Se laisser aimer : on a besoin de transformation intérieure ; plus encore, de transfiguration par l’amour et dans l’amour. Si Dieu est amour, l’amour est le moteur du divin et de l’humain. C’est l’amour le lien de la Trinité comme aussi de l’humanité. C’est l’amour qui crée l’harmonie en Dieu comme en nous. Le Père aime le Fils et l’Esprit jaillit de cette relation qui crée l’unité de la Trinité. Le Fils aime le Père de toute éternité mais désormais uni à ses frères et sœurs sauvés par sa croix. Tout le Corps mystique aime le Père dans l’Esprit. Le Père aime le Fils et cette foule immense qui se reconnaît dans cette filiation. Demeurer en Dieu, c’est se laisser aimer et aimer avec toutes ses forces et toute son existence.

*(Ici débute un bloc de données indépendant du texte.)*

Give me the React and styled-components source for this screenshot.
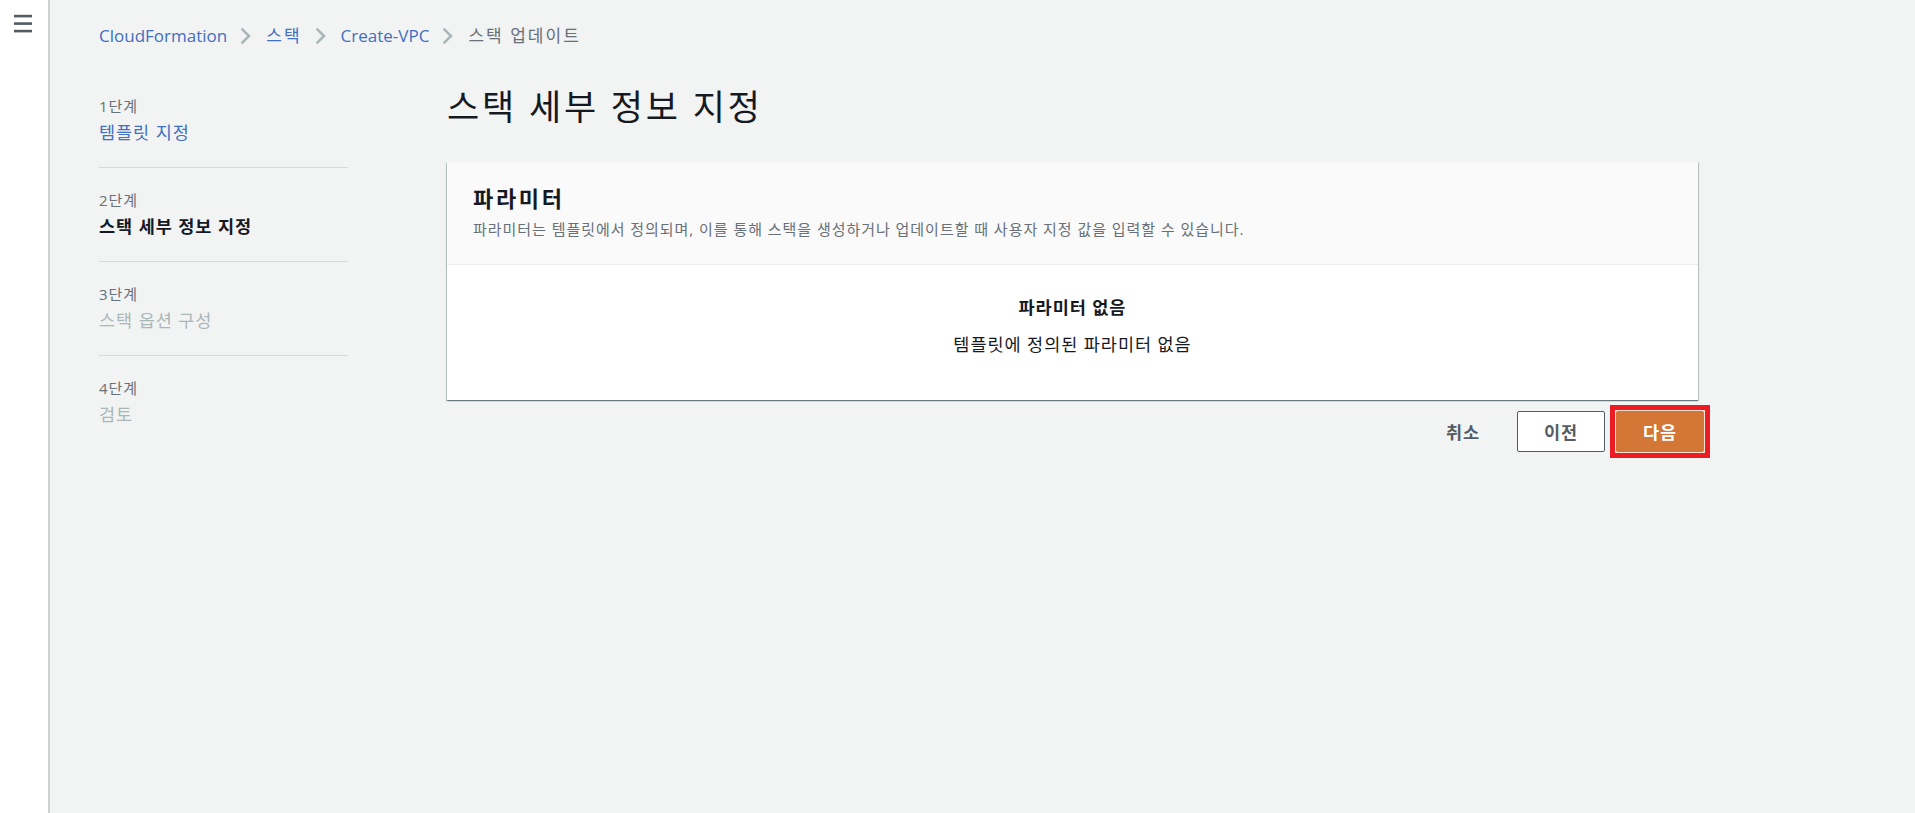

3. Conclusion : la joie de la rencontre.

Zachée témoigne d’une rencontre qui a changé sa vie. Quelqu’un s’est arrêté pour le rencontrer.

Zachée témoigne d’un amour qui a rejoint son amour blessé pour l’illuminer et le transfigurer. Joyeusement, il peut accueillir lui-aussi les autres et leur montrer la voie vers la communion filiale.